The closure was confirmed by Nigel Smith, marketing and communications director of Tourism South East, which is currently discussing redundancies with the centre’s six employees, three permanent and three casual. Those talks, he said, would be complete by the end of October. He said Rother wanted to focus on a leaflet distribution service, for which it did not tender.

Rye is fortunate though, said Cosstick, because the likely result of the closure would be to draw more visitors to the town’s Heritage Centre, which is going from strength to strength. Its income for the first six months of this year was up by about 12 per cent. Predicted growth for the centre on Strand Quay was five per cent for the full year. But Heritage could not take on email and telephone inquiries; it did not have the staff to cope: “Our budget is very, very tight.”

But it could and would provide the face-to-face service that would be lost in Lion Street. The higher footfall at Strand Quay would probably translate into more growth, more income.

About half the Heritage Centre’s business comes from student groups, mainly from April to July. This tails off in August and September. Indeed, August was down 2 per cent on last year and September down 10 per cent. In a full year, growth is forecast to be about 9 per cent.

The Heritage Centre will change its opening hours over winter. From Monday November 17 until Monday February 9 it will be open at weekends only. In the immediate post-Christmas period it would also be open for pre-arranged groups.

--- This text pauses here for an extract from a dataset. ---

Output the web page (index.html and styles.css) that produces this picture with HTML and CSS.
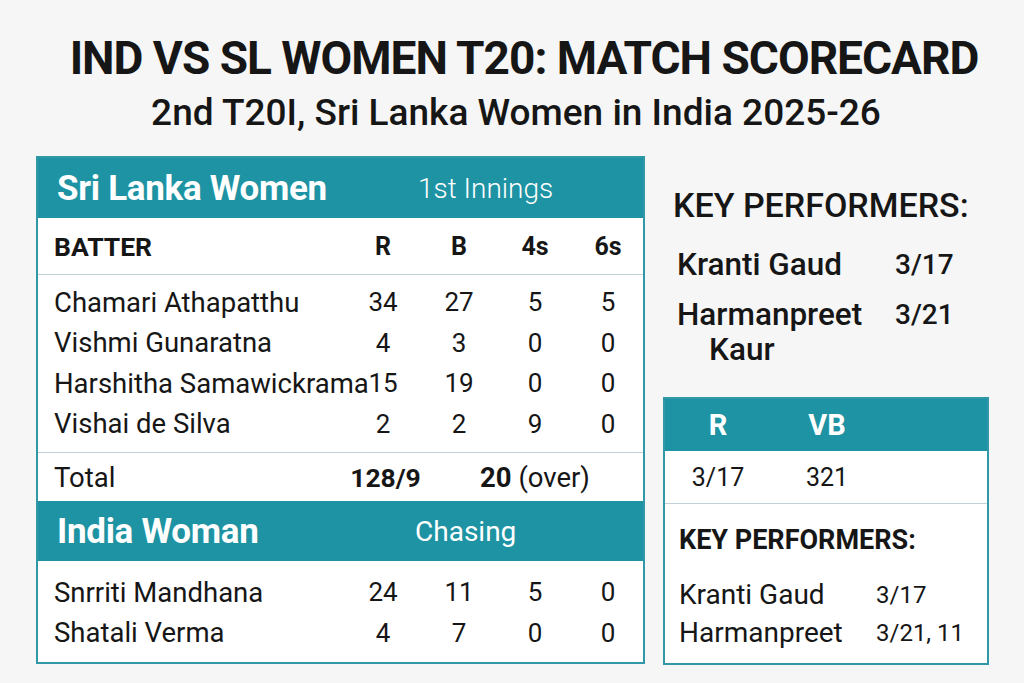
FILE: index.html
```html
<!DOCTYPE html>
<html lang="en">
<head>
<meta charset="utf-8">
<title>IND vs SL Women T20: Match Scorecard</title>
<link rel="stylesheet" href="styles.css">
</head>
<body>
<header class="top">
  <h1 class="title">IND VS SL WOMEN T20: MATCH SCORECARD</h1>
  <p class="sub">2nd T20I, Sri Lanka Women in India 2025-26</p>
</header>
<main class="layout">
  <section class="card innings">
    <div class="inn-head">
      <span class="team">Sri Lanka Women</span>
      <span class="stage">1st Innings</span>
    </div>
    <div class="row cols">
      <span class="name">BATTER</span><span>R</span><span>B</span><span>4s</span><span>6s</span>
    </div>
    <div class="rows">
      <div class="row"><span class="name">Chamari Athapatthu</span><span>34</span><span>27</span><span>5</span><span>5</span></div>
      <div class="row"><span class="name">Vishmi Gunaratna</span><span>4</span><span>3</span><span>0</span><span>0</span></div>
      <div class="row"><span class="name">Harshitha Samawickrama</span><span>15</span><span>19</span><span>0</span><span>0</span></div>
      <div class="row"><span class="name">Vishai de Silva</span><span>2</span><span>2</span><span>9</span><span>0</span></div>
    </div>
    <div class="total">
      <span class="name">Total</span><span class="score">128/9</span><span class="overs"><b>20</b> (over)</span>
    </div>
    <div class="inn-head">
      <span class="team">India Woman</span>
      <span class="stage chase">Chasing</span>
    </div>
    <div class="rows rows-b">
      <div class="row"><span class="name">Snrriti Mandhana</span><span>24</span><span>11</span><span>5</span><span>0</span></div>
      <div class="row"><span class="name">Shatali Verma</span><span>4</span><span>7</span><span>0</span><span>0</span></div>
    </div>
  </section>
  <aside class="side">
    <div class="kp-top">
      <h2 class="kp-title">KEY PERFORMERS:</h2>
      <div class="kp-list">
        <span class="kp-name">Kranti Gaud</span><span class="kp-fig">3/17</span>
        <span class="kp-name">Harmanpreet Kaur</span><span class="kp-fig">3/21</span>
      </div>
    </div>
    <div class="card mini">
      <div class="mini-head"><span>R</span><span>VB</span></div>
      <div class="mini-row"><span>3/17</span><span>321</span></div>
      <div class="mini-kp">
        <h3 class="mini-title">KEY PERFORMERS:</h3>
        <div class="mini-list">
          <span class="mini-name">Kranti Gaud</span><span>3/17</span>
          <span class="mini-name">Harmanpreet</span><span>3/21, 11</span>
        </div>
      </div>
    </div>
  </aside>
</main>
</body>
</html>
```

FILE: styles.css
```css
* { box-sizing: border-box; }
html, body { margin: 0; padding: 0; }
body {
  width: 1024px;
  height: 683px;
  overflow: hidden;
  background: #f6f6f6;
  color: #161616;
  font-family: Roboto, "Noto Sans", "Liberation Sans", sans-serif;
}
.top { text-align: center; padding-top: 30px; }
.title {
  margin: 0;
  padding-left: 24px;
  font-size: 46px;
  line-height: 56px;
  font-weight: 700;
  letter-spacing: -1px;
}
.sub {
  margin: 5px 0 0;
  padding-left: 8px;
  font-size: 37px;
  line-height: 44px;
  font-weight: 500;
}
.layout {
  display: flex;
  align-items: flex-start;
  gap: 18px;
  margin-top: 21px;
  padding-left: 36px;
}
.card {
  background: #fff;
  border: 2px solid #3198a8;
}
.innings { width: 609px; }
.inn-head {
  height: 60px;
  display: grid;
  grid-template-columns: 361px 1fr;
  align-items: center;
  padding-left: 19px;
  background: #1e93a3;
  color: #fff;
}
.team { font-size: 35px; font-weight: 700; letter-spacing: -0.3px; }
.stage { font-size: 28px; font-weight: 300; }
.chase { font-weight: 400; margin-left: -3px; }
.row {
  display: grid;
  grid-template-columns: minmax(0, 1fr) 76px 76px 76px 70px;
  align-items: center;
  padding-left: 16px;
  height: 40.5px;
  font-size: 26px;
}
.row span { text-align: center; white-space: nowrap; }
.row .name { text-align: left; font-size: 27.5px; overflow: visible; }
.cols {
  height: 57px;
  font-weight: 700;
  font-size: 25px;
  border-bottom: 1px solid #bfd0d6;
}
.cols .name { font-size: 26.5px; }
.rows { padding: 7px 0 8px; border-bottom: 1px solid #bfd0d6; }
.rows-b { padding: 11px 0 9px; border-bottom: 0; }
.total {
  display: grid;
  grid-template-columns: 286px 91px 1fr;
  align-items: center;
  padding-left: 16px;
  height: 48px;
  font-size: 27.5px;
}
.score { font-weight: 700; text-align: center; font-size: 26.5px; }
.overs { padding-left: 49px; }
.overs b { font-weight: 700; }

.side { width: 326px; display: flex; flex-direction: column; }
.kp-top { height: 241px; padding: 29px 0 0 10px; }
.kp-title {
  margin: 0;
  font-size: 34px;
  line-height: 40px;
  font-weight: 500;
}
.kp-list {
  display: grid;
  grid-template-columns: 220px 1fr;
  margin-top: 22px;
  font-size: 28px;
  font-weight: 500;
  line-height: 35px;
  row-gap: 15px;
}
.kp-name { font-size: 31.5px; padding-left: 36px; text-indent: -32px; }
.kp-fig { padding-left: 2px; }

.mini { height: 268px; }
.mini-head, .mini-row {
  display: grid;
  grid-template-columns: 106px 112px;
  align-items: center;
  text-align: center;
}
.mini-head {
  height: 52px;
  background: #1e93a3;
  color: #fff;
  font-size: 29px;
  font-weight: 700;
}
.mini-row {
  height: 53px;
  font-size: 25px;
  border-bottom: 1px solid #bfd0d6;
}
.mini-kp { padding: 20px 14px 0; }
.mini-title {
  margin: 0;
  font-size: 27px;
  line-height: 32px;
  font-weight: 700;
}
.mini-list {
  display: grid;
  grid-template-columns: 197px 1fr;
  margin-top: 20px;
  font-size: 24px;
  line-height: 38px;
}
.mini-name { font-size: 28px; }
```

Cosstick said technology was changing the tourist information business. Increasingly brochures are downloaded on the internet. Nevertheless, Rother has agreed a contract worth £23,000 with Brochure Connect to handle leaflet requests from the public via tourist information points.

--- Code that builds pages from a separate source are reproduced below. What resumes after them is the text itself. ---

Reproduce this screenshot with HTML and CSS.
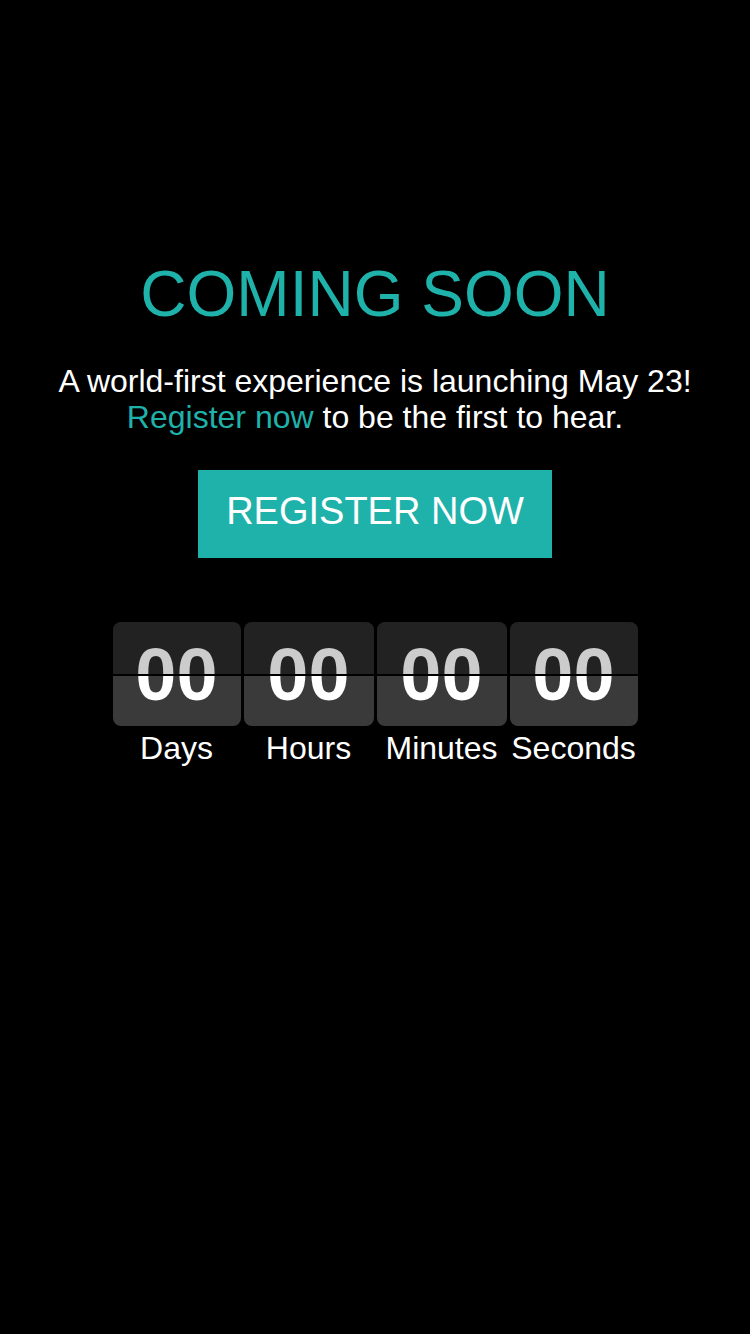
FILE: index.html
```html
<!DOCTYPE html>
<html>
<head>
<meta charset="utf-8">
<link rel="stylesheet" href="styles.css">
</head>
<body>
<main class="page">
  <h1 class="title">COMING SOON</h1>
  <p class="lead">A world-first experience is launching May 23!<br><a class="link" href="#">Register now</a> to be the first to hear.</p>
  <a class="btn" href="#">REGISTER NOW</a>
  <div class="countdown">
    <div class="unit">
      <div class="card"><span class="num">00</span></div>
      <div class="label">Days</div>
    </div>
    <div class="unit">
      <div class="card"><span class="num">00</span></div>
      <div class="label">Hours</div>
    </div>
    <div class="unit">
      <div class="card"><span class="num">00</span></div>
      <div class="label">Minutes</div>
    </div>
    <div class="unit">
      <div class="card"><span class="num">00</span></div>
      <div class="label">Seconds</div>
    </div>
  </div>
</main>
</body>
</html>
```
FILE: styles.css
```css
html, body {
  margin: 0;
  padding: 0;
  background: #000;
}
body {
  width: 750px;
  height: 1334px;
  font-family: "Liberation Sans", Arial, sans-serif;
  color: #fff;
}
.page {
  display: flex;
  flex-direction: column;
  align-items: center;
  padding-top: 255px;
}
.title {
  margin: 0;
  font-size: 64px;
  font-weight: normal;
  line-height: 78px;
  color: #1fb2aa;
}
.lead {
  margin: 30px 0 0;
  font-size: 32px;
  line-height: 36px;
  text-align: center;
}
.link {
  color: #1fb2aa;
  text-decoration: none;
}
.btn {
  margin-top: 35px;
  display: flex;
  align-items: center;
  justify-content: center;
  width: 354px;
  height: 88px;
  box-sizing: border-box;
  background: #1fb2aa;
  color: #fff;
  font-size: 38px;
  text-decoration: none;
  padding-bottom: 6px;
}
.countdown {
  margin-top: 64px;
  display: grid;
  grid-template-columns: 128px 130px 130px 128px;
  column-gap: 3px;
}
.unit {
  display: flex;
  flex-direction: column;
  align-items: center;
}
.card {
  position: relative;
  width: 100%;
  height: 104px;
  border-radius: 8px;
  background: linear-gradient(#222 0, #222 52px, #3a3a3a 52px);
  display: flex;
  align-items: center;
  justify-content: center;
  overflow: hidden;
}
.card::after {
  content: "";
  position: absolute;
  left: 0;
  right: 0;
  top: 52px;
  height: 2px;
  background: #000;
}
.num {
  font-size: 74px;
  font-weight: bold;
  line-height: 1;
  background: linear-gradient(#ccc 0, #ccc 50%, #fff 50%);
  -webkit-background-clip: text;
  background-clip: text;
  color: transparent;
  padding-top: 2px;
}
.label {
  margin-top: 2px;
  font-size: 32px;
  line-height: 40px;
  white-space: nowrap;
}
```
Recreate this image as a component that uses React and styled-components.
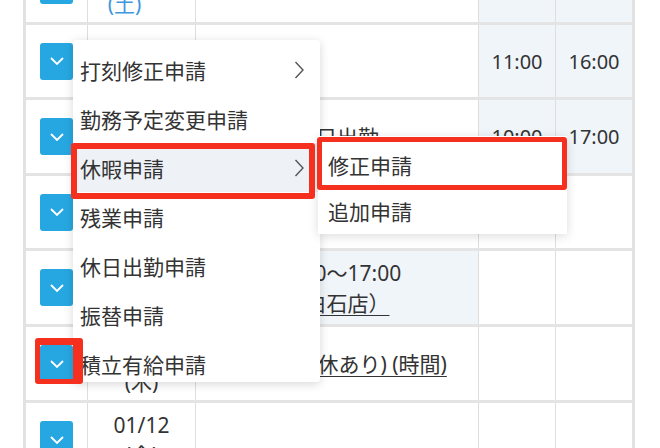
import React from 'react';
import styled, {createGlobalStyle} from 'styled-components';

const GlobalStyle = createGlobalStyle`
  html,
  body {
    margin: 0;
    padding: 0;
    background: #fff;
    overflow: hidden;
  }

  body {
    color: #333;
    font-family: "Noto Sans", "Noto Sans CJK JP", sans-serif;
  }
`;

const TONES = {
  plain: '#333',
  sat: '#3f97dc',
  sun: '#e85a66'
};

const Page = styled.div`
  background: #fff;
  height: 448px;
  overflow: hidden;
  width: 660px;
`;

const Table = styled.div`
  border-left: 3px solid #e2e2e2;
  border-right: 3px solid #e2e2e2;
  margin: -51px 0 0 23px;
  width: 606px;
`;

const Row = styled.div`
  background: #dedede;
  border-bottom: 3px solid #e4e4e4;
  column-gap: 1px;
  display: grid;
  grid-template-columns: 61px 107px 282px 76px 76px;
  height: ${({$h}) => $h}px;
`;

const Cell = styled.div`
  align-items: center;
  background: ${({$tint}) => ($tint ? '#f0f5fa' : '#fff')};
  display: flex;
  justify-content: center;
`;

const DateStack = styled.div`
  align-items: center;
  color: ${({$tone}) => TONES[$tone]};
  display: flex;
  flex-direction: column;
  font-size: 21px;
  line-height: 30px;
  transform: translate(${({$dx}) => $dx || 0}px, ${({$dy}) => $dy || 0}px);
`;

const BodyCell = styled(Cell)`
  flex-direction: column;
  font-size: 21px;
  line-height: 30px;
  text-align: center;
  white-space: nowrap;
`;

const Link = styled.span`
  text-decoration: underline;
  text-decoration-thickness: 1px;
  text-underline-offset: 4px;
`;

const TimeCell = styled(Cell)`
  font-size: 20px;
`;

const Anchor = styled.div`
  height: 37px;
  position: relative;
  width: 33px;
`;

const Toggle = styled.button`
  align-items: center;
  background: #27a7e1;
  border: 0;
  border-radius: 3px;
  display: flex;
  height: 37px;
  justify-content: center;
  padding: 0;
  width: 33px;
`;

const Mark = styled.span`
  border: 5px solid #f5301e;
  border-radius: 3px;
  border-width: ${({$w}) => $w || '5px'};
  inset: ${({$inset}) => $inset};
  pointer-events: none;
  position: absolute;
  z-index: 8;
`;

const Menu = styled.ul`
  background: #fff;
  border-radius: 3px;
  bottom: 0;
  box-shadow: 0 2px 10px rgba(0, 0, 0, 0.16);
  box-sizing: border-box;
  height: 342px;
  left: 100%;
  list-style: none;
  margin: 0;
  padding: 5px 0 0;
  position: absolute;
  width: 247px;
  z-index: 5;
`;

const MenuItem = styled.li`
  align-items: center;
  background: ${({$active}) => ($active ? '#eef1f6' : 'transparent')};
  box-sizing: border-box;
  display: flex;
  font-size: 21px;
  height: 49px;
  justify-content: space-between;
  padding: 0 16px 0 7px;
  position: relative;
  white-space: nowrap;
`;

const SubMenu = styled.ul`
  background: #fff;
  box-shadow: 0 2px 10px rgba(0, 0, 0, 0.14);
  box-sizing: border-box;
  left: calc(100% - 2px);
  list-style: none;
  margin: 0;
  padding: 6px 0 0;
  position: absolute;
  top: -7px;
  width: 249px;
  z-index: 6;
`;

const SubItem = styled.li`
  align-items: center;
  display: flex;
  height: 46px;
  padding-left: 10px;
  position: relative;
`;

const ChevronDown = () => (
  <svg width="14" height="8" viewBox="0 0 14 8">
    <polyline points="1,1 7,7 13,1" fill="none" stroke="#fff" strokeWidth="1.8" />
  </svg>
);

const ChevronRight = () => (
  <svg width="10" height="18" viewBox="0 0 10 18">
    <polyline points="1.5,1 9,9 1.5,17" fill="none" stroke="#555" strokeWidth="1.4" />
  </svg>
);

const LEAVE_ITEMS = ['修正申請', '追加申請'];

const RequestMenu = () => (
  <Menu>
    <MenuItem>
      打刻修正申請
      <ChevronRight />
    </MenuItem>
    <MenuItem>勤務予定変更申請</MenuItem>
    <MenuItem $active>
      休暇申請
      <ChevronRight />
      <Mark $inset="0 5px -7px -2px" $w="6px" />
      <SubMenu>
        {LEAVE_ITEMS.map((label, i) => (
          <SubItem key={label}>
            {label}
            {i === 0 && <Mark $inset="-5px 0 -2px -1px" />}
          </SubItem>
        ))}
      </SubMenu>
    </MenuItem>
    <MenuItem>残業申請</MenuItem>
    <MenuItem>休日出勤申請</MenuItem>
    <MenuItem>振替申請</MenuItem>
    <MenuItem>積立有給申請</MenuItem>
  </Menu>
);

const ROWS = [
  {h: 73, date: '01/06', day: '(土)', tone: 'sat', dx: -17, dy: 3, tintTime: true},
  {h: 72, date: '01/07', day: '(日)', tone: 'sun', dx: -17, dy: 2, start: '11:00', end: '16:00', tintTime: true},
  {h: 73, date: '01/08', day: '(月)', tone: 'sun', body: ['休日出勤'], start: '10:00', end: '17:00', tintTime: true},
  {h: 72, date: '01/09', day: '(火)'},
  {h: 73, date: '01/10', day: '(水)', body: ['10:00〜17:00'], link: '（白石店）', tintBody: true},
  {h: 73, date: '01/11', day: '(木)', dy: 3, link: '振替(半日休あり) (時間)', open: true},
  {h: 73, date: '01/12', day: '(金)'}
];

const App = () => (
  <Page>
    <GlobalStyle />
    <Table>
      {ROWS.map((row) => (
        <Row key={row.date} $h={row.h}>
          <Cell>
            <Anchor>
              <Toggle>
                <ChevronDown />
              </Toggle>
              {row.open && <Mark $inset="-7px -10px -2px -5px" $w="7px 10px 5px 5px" />}
              {row.open && <RequestMenu />}
            </Anchor>
          </Cell>
          <Cell>
            <DateStack $tone={row.tone || 'plain'} $dx={row.dx} $dy={row.dy}>
              <span>{row.date}</span>
              <span>{row.day}</span>
            </DateStack>
          </Cell>
          <BodyCell $tint={row.tintBody}>
            {(row.body || []).map((line) => (
              <span key={line}>{line}</span>
            ))}
            {row.link && <Link>{row.link}</Link>}
          </BodyCell>
          <TimeCell $tint={row.tintTime}>{row.start}</TimeCell>
          <TimeCell $tint={row.tintTime}>{row.end}</TimeCell>
        </Row>
      ))}
    </Table>
  </Page>
);

export default App;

Next month, Cosstick added, his centre would benefit from an endorsement in a BBC television series Holiday of a Lifetime. In the show, hosted by Len Goodman, the Strictly Come Dancing judge, Bill Oddie will retrace a childhood holiday to Dungeness and Camber. The show suggests that while in the area there are 10 must places to visit; one of them is the Heritage Centre. The series begins on October 20 and Oddie is scheduled to appear in the third programme.